* Exercise directions
Each line of the material must be returned exactly.

* Dataset excerpt
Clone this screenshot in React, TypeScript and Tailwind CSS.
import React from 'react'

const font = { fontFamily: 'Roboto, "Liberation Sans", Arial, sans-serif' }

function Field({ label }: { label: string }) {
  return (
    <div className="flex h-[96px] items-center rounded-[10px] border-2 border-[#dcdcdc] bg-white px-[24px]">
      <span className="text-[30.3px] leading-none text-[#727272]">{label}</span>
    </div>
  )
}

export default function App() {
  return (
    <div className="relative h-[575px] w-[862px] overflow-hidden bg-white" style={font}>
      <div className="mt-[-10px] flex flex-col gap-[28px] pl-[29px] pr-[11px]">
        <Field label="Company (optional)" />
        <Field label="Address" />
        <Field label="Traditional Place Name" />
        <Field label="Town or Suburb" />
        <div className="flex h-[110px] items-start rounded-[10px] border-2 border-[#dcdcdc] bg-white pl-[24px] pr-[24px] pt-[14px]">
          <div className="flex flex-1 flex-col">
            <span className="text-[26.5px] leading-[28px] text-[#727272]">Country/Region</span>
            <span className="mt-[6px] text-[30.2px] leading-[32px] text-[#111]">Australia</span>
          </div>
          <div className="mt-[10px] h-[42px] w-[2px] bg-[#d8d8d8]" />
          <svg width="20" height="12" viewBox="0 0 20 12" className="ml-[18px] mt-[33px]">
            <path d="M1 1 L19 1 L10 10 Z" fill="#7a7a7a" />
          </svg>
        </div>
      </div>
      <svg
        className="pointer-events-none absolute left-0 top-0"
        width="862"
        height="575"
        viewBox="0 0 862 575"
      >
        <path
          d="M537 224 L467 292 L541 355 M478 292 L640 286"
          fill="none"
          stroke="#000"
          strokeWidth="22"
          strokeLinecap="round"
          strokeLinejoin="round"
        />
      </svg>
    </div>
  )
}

* Written solution
Clone this screenshot in React, TypeScript and Tailwind CSS.
import React from 'react'

const font = { fontFamily: 'Roboto, "Liberation Sans", Arial, sans-serif' }

function Field({ label }: { label: string }) {
  return (
    <div className="flex h-[96px] items-center rounded-[10px] border-2 border-[#dcdcdc] bg-white px-[24px]">
      <span className="text-[30.3px] leading-none text-[#727272]">{label}</span>
    </div>
  )
}

export default function App() {
  return (
    <div className="relative h-[575px] w-[862px] overflow-hidden bg-white" style={font}>
      <div className="mt-[-10px] flex flex-col gap-[28px] pl-[29px] pr-[11px]">
        <Field label="Company (optional)" />
        <Field label="Address" />
        <Field label="Traditional Place Name" />
        <Field label="Town or Suburb" />
        <div className="flex h-[110px] items-start rounded-[10px] border-2 border-[#dcdcdc] bg-white pl-[24px] pr-[24px] pt-[14px]">
          <div className="flex flex-1 flex-col">
            <span className="text-[26.5px] leading-[28px] text-[#727272]">Country/Region</span>
            <span className="mt-[6px] text-[30.2px] leading-[32px] text-[#111]">Australia</span>
          </div>
          <div className="mt-[10px] h-[42px] w-[2px] bg-[#d8d8d8]" />
          <svg width="20" height="12" viewBox="0 0 20 12" className="ml-[18px] mt-[33px]">
            <path d="M1 1 L19 1 L10 10 Z" fill="#7a7a7a" />
          </svg>
        </div>
      </div>
      <svg
        className="pointer-events-none absolute left-0 top-0"
        width="862"
        height="575"
        viewBox="0 0 862 575"
      >
        <path
          d="M537 224 L467 292 L541 355 M478 292 L640 286"
          fill="none"
          stroke="#000"
          strokeWidth="22"
          strokeLinecap="round"
          strokeLinejoin="round"
        />
      </svg>
    </div>
  )
}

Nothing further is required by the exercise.